S’amorce alors une série de questions inexistentielles sur ces choses qui vous imposent nonchalamment leur existence.
Des gens à qui les numéros ne plaisent pas, un 77 trop redondant, un 13 maudit, un 124 trop banal, un 367 affreusement ennuyeux, un 007 totalement hors contexte et qui laissent donc ces tickets joncher le sol dans une marre d’autre numéros aux abonnés absents.
Quel que soit le numéro qu’on vous délivrera à l’entrée, sachez donc qu’il ne sera qu’un numéro d’emprunt, une couverture, un alias, un clin d’oeil du «Big Barid is watching you» qui vous susurre à l’oreille « Vous Lalla, là bas, petit être frêle et naïf, vous pensez que vous êtes le numéro 245 hein, vous en êtes convaincue yak, ewa belati nchoufou qui de nous deux a raison ».
Enfin, troisième et dernier pilier du kit de survie en milieu hostile et postal : venez avec votre enveloppe. Car faites vous vite à cette fatalité, la poste au Maroc ne vend pas d’enveloppes. Vendre des enveloppes dans une poste ? Quelle idée farfelue ! Et puis quoi encore ? Pourquoi pas des timbres tant que vous y êtes…Enfin, franchement…
Après avoir fait le tour du parc postal casablancais, à la recherche, littérale, de tout ce temps perdu, et après avoir franchi la porte de la dernière étape de notre Pékin Express Postal, on ne peut plus tout à fait qualifier notre pas de confiant et déterminé.
Tant d’idéaux se sont alors déjà effondrés dans nos esprits durant cette balade où il serait plus simple de savoir ce qui fonctionne que ce qui ne fonctionne pas.

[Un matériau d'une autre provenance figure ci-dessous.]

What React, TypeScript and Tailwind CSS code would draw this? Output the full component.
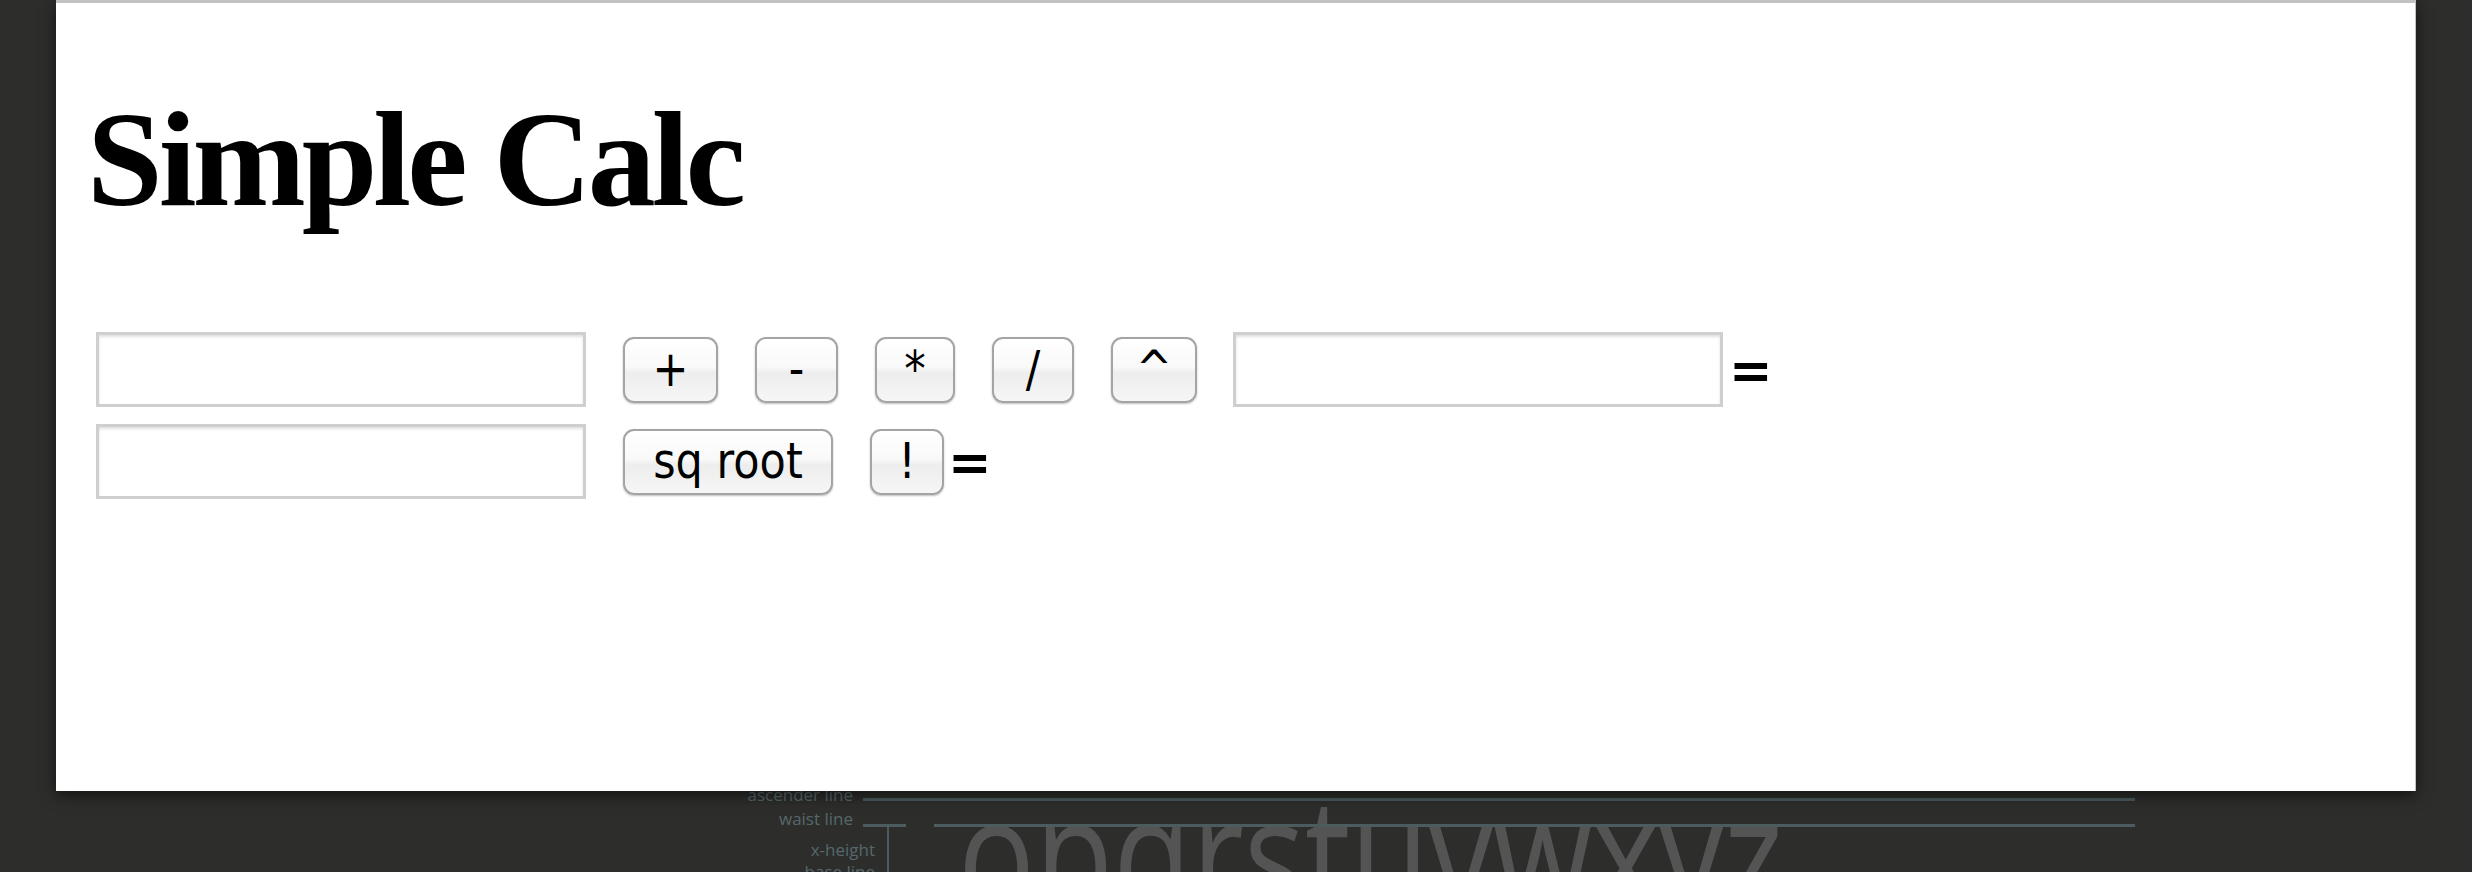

Qui sait ce qu’on nous y dira, j’ai cet angoissant pressentiment qu’un des employés me proposera un pigeon voyageur comme offre de la dernière chance pour envoyer mon courrier dont les mots ont fini par dégouliner sur ce papier bristol devenu papier mâché et j’imaginais déjà sa réplique « Pigeon, oulahita mkhayr a khti, number one, numiro wahed».
Avouons tout de même que ce service postal si faillible et si burlesque renferme quelque chose d’humain et d’imparfait qui force en vous le rire et qui dessine sur votre visage un sourire effaçant toute trace de crispation ou de fekssa intériorisée.